(SOURCE DATA):

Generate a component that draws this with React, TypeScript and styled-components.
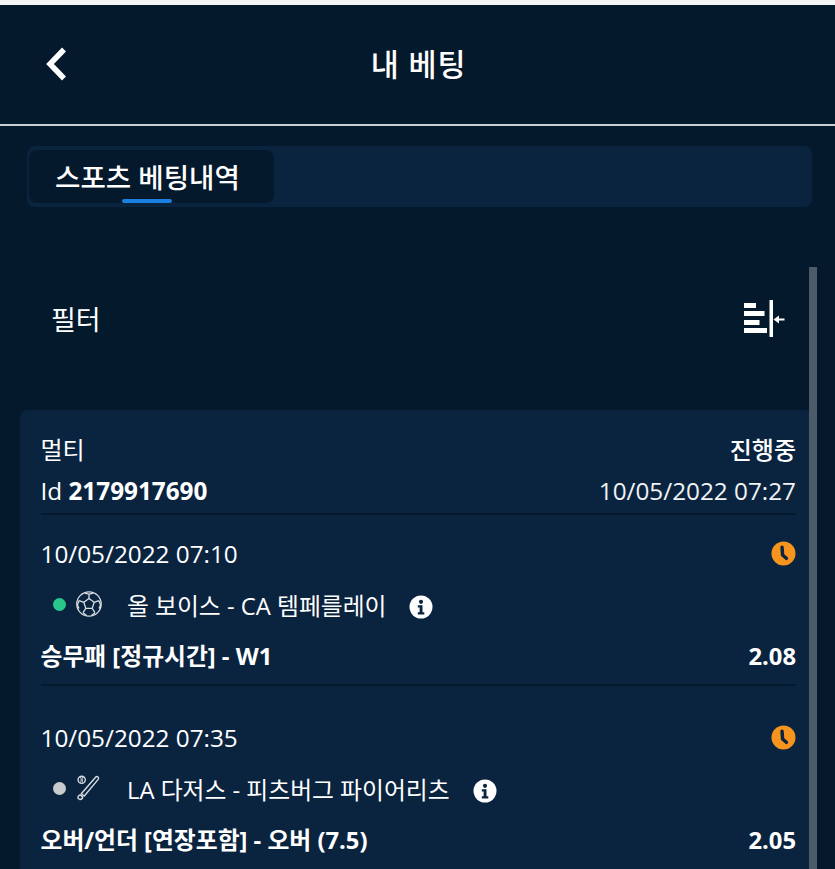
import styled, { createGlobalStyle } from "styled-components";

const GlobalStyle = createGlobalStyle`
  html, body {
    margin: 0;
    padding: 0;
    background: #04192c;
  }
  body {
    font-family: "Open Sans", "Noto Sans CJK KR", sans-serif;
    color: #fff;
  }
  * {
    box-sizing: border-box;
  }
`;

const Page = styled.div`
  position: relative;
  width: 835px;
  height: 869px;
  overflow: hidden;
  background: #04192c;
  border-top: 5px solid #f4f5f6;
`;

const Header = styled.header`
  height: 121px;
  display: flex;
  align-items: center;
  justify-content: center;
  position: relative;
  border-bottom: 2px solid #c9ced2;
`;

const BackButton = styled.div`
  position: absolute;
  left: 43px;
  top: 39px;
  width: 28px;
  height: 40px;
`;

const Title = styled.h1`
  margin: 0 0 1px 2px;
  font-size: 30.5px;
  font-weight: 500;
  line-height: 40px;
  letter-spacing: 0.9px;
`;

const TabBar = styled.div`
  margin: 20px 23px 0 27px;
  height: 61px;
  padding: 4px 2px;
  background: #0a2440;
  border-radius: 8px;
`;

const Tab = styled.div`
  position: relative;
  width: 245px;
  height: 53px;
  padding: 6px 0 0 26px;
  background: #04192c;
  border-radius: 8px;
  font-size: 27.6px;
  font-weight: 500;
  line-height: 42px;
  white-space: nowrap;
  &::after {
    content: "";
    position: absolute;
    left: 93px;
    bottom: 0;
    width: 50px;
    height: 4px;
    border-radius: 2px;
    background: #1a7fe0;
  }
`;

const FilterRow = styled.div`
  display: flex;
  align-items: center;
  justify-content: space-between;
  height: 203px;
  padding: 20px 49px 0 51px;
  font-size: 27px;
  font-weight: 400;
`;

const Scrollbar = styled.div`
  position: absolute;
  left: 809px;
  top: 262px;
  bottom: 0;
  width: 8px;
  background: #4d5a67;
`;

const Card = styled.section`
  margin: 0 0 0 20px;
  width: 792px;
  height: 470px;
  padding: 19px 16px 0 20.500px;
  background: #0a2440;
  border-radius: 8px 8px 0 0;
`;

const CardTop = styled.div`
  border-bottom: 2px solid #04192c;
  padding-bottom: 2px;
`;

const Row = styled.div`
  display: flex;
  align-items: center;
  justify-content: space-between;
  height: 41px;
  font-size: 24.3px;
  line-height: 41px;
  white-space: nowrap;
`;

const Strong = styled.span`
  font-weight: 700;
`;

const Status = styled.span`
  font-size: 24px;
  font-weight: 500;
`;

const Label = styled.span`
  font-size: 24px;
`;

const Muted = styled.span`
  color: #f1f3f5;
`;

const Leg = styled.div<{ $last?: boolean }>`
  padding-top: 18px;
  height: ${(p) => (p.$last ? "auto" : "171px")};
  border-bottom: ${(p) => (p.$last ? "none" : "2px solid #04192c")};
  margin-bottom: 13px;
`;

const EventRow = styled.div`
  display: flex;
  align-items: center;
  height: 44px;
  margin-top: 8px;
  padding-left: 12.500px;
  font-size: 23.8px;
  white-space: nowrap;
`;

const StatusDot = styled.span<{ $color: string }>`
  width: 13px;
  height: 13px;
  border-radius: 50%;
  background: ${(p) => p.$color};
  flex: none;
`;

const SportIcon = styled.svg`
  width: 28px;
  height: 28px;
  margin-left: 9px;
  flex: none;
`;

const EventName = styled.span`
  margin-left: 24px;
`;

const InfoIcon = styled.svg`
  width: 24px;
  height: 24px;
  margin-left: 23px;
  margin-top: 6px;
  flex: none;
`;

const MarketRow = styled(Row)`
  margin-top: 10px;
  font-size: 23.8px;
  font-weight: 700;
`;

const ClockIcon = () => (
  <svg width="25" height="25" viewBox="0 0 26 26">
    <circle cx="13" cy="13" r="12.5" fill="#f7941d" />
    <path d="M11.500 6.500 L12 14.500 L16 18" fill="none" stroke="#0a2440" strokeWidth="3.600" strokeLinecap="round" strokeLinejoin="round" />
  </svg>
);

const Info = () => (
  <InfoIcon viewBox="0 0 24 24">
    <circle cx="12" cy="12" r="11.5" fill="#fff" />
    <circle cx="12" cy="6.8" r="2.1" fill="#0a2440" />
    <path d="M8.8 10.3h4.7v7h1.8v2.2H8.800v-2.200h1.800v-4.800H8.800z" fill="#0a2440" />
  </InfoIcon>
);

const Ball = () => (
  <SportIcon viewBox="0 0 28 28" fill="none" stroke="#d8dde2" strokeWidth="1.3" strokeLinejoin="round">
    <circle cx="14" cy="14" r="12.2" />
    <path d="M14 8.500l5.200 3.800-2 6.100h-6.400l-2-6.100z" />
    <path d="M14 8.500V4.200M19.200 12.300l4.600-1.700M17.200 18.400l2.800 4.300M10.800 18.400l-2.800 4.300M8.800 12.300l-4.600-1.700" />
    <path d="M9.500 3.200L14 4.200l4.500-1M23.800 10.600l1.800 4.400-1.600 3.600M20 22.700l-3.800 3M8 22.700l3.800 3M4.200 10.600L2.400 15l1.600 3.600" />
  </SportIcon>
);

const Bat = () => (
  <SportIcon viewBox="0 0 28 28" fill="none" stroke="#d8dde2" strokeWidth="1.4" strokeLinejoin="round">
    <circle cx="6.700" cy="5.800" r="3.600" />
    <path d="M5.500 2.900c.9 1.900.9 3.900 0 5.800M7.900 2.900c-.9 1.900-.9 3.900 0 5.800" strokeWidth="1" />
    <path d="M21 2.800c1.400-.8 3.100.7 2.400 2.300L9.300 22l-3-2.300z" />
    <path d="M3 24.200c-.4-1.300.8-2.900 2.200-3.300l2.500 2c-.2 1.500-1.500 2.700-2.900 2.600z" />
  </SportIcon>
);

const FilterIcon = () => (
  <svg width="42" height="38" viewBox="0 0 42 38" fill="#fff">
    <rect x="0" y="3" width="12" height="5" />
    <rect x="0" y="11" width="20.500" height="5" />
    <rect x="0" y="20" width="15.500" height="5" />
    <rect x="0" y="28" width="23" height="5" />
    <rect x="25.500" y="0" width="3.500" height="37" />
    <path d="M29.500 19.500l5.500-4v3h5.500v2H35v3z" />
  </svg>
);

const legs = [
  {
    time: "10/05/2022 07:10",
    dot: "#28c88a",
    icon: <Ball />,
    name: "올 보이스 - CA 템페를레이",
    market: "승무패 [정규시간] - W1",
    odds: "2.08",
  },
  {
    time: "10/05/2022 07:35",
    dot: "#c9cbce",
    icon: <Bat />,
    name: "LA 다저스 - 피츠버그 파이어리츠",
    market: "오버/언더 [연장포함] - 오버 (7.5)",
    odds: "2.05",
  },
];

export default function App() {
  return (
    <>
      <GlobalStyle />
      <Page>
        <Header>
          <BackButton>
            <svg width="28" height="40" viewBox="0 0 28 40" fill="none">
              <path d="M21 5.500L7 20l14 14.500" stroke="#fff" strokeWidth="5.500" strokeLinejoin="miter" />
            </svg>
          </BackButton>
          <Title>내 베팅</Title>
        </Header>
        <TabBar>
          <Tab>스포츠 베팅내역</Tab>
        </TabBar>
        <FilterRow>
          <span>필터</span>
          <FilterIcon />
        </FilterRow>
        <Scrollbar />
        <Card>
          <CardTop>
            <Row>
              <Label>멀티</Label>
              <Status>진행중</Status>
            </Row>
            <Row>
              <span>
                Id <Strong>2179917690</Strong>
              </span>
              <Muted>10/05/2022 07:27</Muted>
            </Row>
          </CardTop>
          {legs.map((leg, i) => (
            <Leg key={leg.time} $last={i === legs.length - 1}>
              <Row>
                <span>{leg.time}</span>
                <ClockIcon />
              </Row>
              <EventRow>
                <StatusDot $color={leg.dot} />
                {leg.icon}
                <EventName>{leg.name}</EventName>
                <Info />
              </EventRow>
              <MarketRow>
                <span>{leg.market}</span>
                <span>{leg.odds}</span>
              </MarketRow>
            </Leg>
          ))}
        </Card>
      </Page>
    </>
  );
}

(DESCRIPTION OF THE TASK):
Return every line above in which the string "components" occurs.

(OUTPUT FOR THIS TASK):
Generate a component that draws this with React, TypeScript and styled-components.
import styled, { createGlobalStyle } from "styled-components";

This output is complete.